L'alcoolisme et ses maux

Par le Dr Bertrand Yersin

Interniste au CHUV, le Dr Yersin est responsable de l'unité d'alcoologie et des urgences. Son exposé sur l'alcool, qui se limite au plan strictement médical, s'articule autour des questions  suivantes,plus ou moins controversées: Quelle est la différence entre consommateur normal et alcoolique? Peut-on guérir de l'alcoolisme?Est-ce que tout un chacun risque de devenir alcoolique?

Quelle est la différence entre un consommateur normal et un alcoolique?

L'alcoolisme ne revêt pas la même forme suivant les pays : aux USA, l'alcool est surtout consommé le week-end sous forme d'alcool fort, en Europe la consommation est quotidienne sous forme de vin ou de bière. La façon de consommer l'alcool distingue les buveurs:

 

Quelques critères de dépendance:
­ la dépendance physique avec des tremblements à jeun, comme ces personnes qui ont besoin du «café chauffeur» pour commencer la journée (café + alcool);
­ la perte du contrôle de sa consommation: le produit entraîne l'envie du produit.

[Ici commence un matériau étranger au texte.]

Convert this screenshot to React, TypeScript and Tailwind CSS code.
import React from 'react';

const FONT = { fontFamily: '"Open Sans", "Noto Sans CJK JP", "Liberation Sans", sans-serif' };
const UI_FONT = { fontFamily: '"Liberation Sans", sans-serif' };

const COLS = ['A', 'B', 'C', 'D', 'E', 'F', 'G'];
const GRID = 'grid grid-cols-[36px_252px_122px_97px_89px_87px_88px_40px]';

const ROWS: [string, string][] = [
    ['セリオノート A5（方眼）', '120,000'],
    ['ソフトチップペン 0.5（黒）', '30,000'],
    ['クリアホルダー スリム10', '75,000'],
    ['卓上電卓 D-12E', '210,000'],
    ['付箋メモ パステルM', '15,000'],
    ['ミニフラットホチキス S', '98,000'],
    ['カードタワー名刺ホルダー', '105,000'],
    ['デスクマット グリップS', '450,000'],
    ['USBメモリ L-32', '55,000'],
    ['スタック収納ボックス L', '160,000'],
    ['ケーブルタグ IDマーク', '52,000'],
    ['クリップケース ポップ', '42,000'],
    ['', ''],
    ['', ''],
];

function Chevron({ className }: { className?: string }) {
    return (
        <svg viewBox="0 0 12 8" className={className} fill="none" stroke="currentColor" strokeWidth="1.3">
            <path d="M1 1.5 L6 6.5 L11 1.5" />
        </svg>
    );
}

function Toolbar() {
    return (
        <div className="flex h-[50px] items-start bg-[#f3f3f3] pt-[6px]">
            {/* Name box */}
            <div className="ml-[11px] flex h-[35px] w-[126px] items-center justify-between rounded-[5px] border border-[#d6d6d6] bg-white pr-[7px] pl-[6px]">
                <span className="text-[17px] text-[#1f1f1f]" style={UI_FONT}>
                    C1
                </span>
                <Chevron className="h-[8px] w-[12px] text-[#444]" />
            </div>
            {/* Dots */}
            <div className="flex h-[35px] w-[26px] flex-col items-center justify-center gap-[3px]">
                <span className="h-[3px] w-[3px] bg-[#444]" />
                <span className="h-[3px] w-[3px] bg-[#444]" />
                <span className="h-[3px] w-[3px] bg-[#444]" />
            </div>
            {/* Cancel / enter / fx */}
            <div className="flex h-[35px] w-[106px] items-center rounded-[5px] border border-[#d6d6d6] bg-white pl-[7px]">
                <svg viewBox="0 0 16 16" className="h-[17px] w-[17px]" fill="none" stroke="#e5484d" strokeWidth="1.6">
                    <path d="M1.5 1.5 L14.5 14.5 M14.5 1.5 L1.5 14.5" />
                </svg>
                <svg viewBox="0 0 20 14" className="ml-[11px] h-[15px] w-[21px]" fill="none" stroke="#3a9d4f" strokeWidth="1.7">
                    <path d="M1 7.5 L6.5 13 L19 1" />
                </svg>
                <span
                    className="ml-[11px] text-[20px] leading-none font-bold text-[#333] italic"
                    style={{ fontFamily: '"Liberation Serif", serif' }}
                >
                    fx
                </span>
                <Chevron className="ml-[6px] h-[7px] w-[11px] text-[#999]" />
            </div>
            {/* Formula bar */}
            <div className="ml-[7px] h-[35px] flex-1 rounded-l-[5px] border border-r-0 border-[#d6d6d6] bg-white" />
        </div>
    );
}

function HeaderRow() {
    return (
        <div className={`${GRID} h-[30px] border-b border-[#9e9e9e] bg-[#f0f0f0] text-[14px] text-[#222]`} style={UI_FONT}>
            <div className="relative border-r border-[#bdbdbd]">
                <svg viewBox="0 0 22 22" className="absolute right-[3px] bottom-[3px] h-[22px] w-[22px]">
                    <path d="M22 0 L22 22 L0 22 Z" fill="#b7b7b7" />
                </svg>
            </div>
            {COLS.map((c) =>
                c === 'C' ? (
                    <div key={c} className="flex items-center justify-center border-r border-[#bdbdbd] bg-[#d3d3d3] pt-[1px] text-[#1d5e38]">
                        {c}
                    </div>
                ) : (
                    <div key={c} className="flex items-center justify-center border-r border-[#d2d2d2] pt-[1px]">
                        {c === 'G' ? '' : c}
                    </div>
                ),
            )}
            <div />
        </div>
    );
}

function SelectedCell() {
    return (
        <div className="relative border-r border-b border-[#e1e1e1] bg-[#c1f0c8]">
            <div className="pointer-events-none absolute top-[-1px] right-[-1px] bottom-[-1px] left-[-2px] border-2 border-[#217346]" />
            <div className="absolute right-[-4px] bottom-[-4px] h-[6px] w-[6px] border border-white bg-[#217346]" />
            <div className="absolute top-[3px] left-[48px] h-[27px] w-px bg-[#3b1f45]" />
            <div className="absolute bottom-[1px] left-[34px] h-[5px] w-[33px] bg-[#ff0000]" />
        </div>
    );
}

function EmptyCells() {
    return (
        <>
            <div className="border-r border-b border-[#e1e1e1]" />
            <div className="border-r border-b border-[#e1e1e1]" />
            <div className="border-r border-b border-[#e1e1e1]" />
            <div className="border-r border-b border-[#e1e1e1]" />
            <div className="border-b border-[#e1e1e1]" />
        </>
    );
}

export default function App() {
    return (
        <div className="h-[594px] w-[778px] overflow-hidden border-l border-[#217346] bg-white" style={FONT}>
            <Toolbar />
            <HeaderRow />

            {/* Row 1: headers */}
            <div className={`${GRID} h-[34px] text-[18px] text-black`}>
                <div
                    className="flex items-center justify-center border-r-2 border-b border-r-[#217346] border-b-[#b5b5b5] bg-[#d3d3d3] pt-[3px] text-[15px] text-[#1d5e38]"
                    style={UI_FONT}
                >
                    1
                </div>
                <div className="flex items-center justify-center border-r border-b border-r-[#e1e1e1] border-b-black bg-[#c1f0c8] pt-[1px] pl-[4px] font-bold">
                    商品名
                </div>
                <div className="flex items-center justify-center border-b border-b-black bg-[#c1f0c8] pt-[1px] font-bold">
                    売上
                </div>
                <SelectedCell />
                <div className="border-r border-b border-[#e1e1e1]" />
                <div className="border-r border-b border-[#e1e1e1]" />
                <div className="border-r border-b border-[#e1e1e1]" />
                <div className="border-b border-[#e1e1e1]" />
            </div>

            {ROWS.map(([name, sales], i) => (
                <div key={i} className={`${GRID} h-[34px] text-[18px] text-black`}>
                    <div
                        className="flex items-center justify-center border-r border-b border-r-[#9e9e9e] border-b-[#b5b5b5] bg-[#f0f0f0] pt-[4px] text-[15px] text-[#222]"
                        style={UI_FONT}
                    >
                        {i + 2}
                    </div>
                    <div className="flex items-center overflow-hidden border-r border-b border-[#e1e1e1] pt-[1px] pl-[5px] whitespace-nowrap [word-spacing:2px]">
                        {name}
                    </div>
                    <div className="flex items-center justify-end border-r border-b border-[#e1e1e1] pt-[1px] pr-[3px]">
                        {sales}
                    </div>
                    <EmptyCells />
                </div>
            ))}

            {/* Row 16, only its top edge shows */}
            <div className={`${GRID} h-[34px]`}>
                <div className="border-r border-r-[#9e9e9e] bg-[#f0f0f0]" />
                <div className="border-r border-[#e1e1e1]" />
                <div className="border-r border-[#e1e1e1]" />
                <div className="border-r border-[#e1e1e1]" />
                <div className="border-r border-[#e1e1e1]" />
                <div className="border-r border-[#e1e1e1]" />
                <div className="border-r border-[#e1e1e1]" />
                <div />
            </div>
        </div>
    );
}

Ajoutons à ces critères diagnostiques le fait que la personne alcoolique émet le désir persistant d'arrêter de boire, sans y parvenir. Mais les échecs ne sont pas dus à un manque de volonté, car ce sont des modifications chimiques du cerveau qui entravent le contrôle de la consommation.

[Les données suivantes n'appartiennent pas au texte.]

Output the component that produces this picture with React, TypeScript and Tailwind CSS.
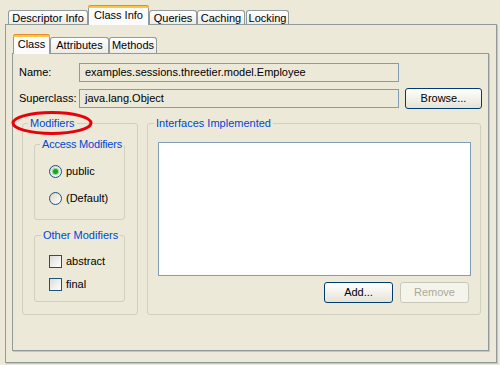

Peut-on guérir de l'alcoolisme?

A cette question, il faut répondre non, on ne peut pas guérir de l'alcoolisme, un alcoolique ne peut pratiquement jamais redevenir un petit buveur. Il doit renoncer complètement à l'alcool. Tout contact avec le produit est dangereux, car il est susceptible de réveiller le système d'accoutumance acquis par le cerveau lors de la consommation d'alcool, même après des années d'abstinence.

Mais s'il n'y pas de guérison possible, une rémission peut être envisagée. Un alcoolique qui veut être abstinent a 30% de chances de réussir. Actuellement, dans le canton de Vaud, on compte 60'000 gros buveurs, dont 30'000 sont alcooliques et 3000 se soignent. Le traitement se fait en trois phases.

Entrée en soins
Cette étape était complètement escamotée auparavant, alors qu'elle augure grandement de la réussite du traitement. C'est une longue phase qui dure jusqu'à la décision d'arrêter la consommation d'alcool, pendant laquelle on évalue la motivation et les ressources de la personne.

Sevrage
Le sevrage physique est rapide, il dure à peu près une semaine. Il faut accompagner la personne pour gérer l'arrêt brutal d'alcool, le temps que son cerveau se régule. A petites doses, l'alcool est un excitant, mais il devient vite un sédatif quand la consommation augmente. Par un mécanisme de tolérance, le cerveau compense la sédation en sécrétant des substances stimulantes. Quand on enlève brutalement le sédatif ­ l'alcool ­ le cerveau est très excité pendant huit jours. Pour un sevrage de cocaïne, le mécanisme est inverse, la cocaïne ayant un effet stimulant.

Prévenir les rechutes
Beaucoup de solutions sont proposées, c'est dire que la solution miracle n'existe pas. Il s'agit de changer de vie, d'être soutenu, d'acquérir des compétences pour dire non à l'alcool. L'appui qui convient le mieux à la personne peut être familial, médical, psychiatrique, institutionnel (type Les Oliviers), associatif (AA, la Croix-Bleu , Vie Libre), les Forums sur le Net,social, etc.

Est-ce que tout un chacun risque de devenir alcoolique?

A cette question que beaucoup de gens se posent, on peut répondre par la négative. Le risque de devenir alcoolique diffère d'une personne à l'autre. Il n'y a pas de cause unique, mais plutôt des facteurs de risque, au nombre desquels figurent notamment:
­ des fragilités génétiques ou poly-génétiques;
­ l'environnement: exposition très jeune à l'alcool; pertes affectives, surtout pendant l'enfance; la maltraitance;
­ des maladies psychiques: dépression, phobies sociales, TOC.

En conclusion, d'un point de vue purement médical, l'alcool est toxique. Mais notre culture lui reconnaît des vertus gastronomiques et conviviales; il joue même un rôle clé dans les relations sociales, la consommation d'alcool, au même titre que la cigarette, faisant office de rite de passage à l'âge adulte dans nos sociétés. Sans oublier que l'alcool a une valeur symbolique, voire religieuse, comme l'atteste le rôle qu'il joue dans la communion pour les chrétiens. On mesure ainsi toute la différence entre la valeur réelle d'un objet et la valeur conférée à cet objet. Et avant d'être une maladie, objet d'observation et de soins médicaux, l'alcoolisme est un phénomène social.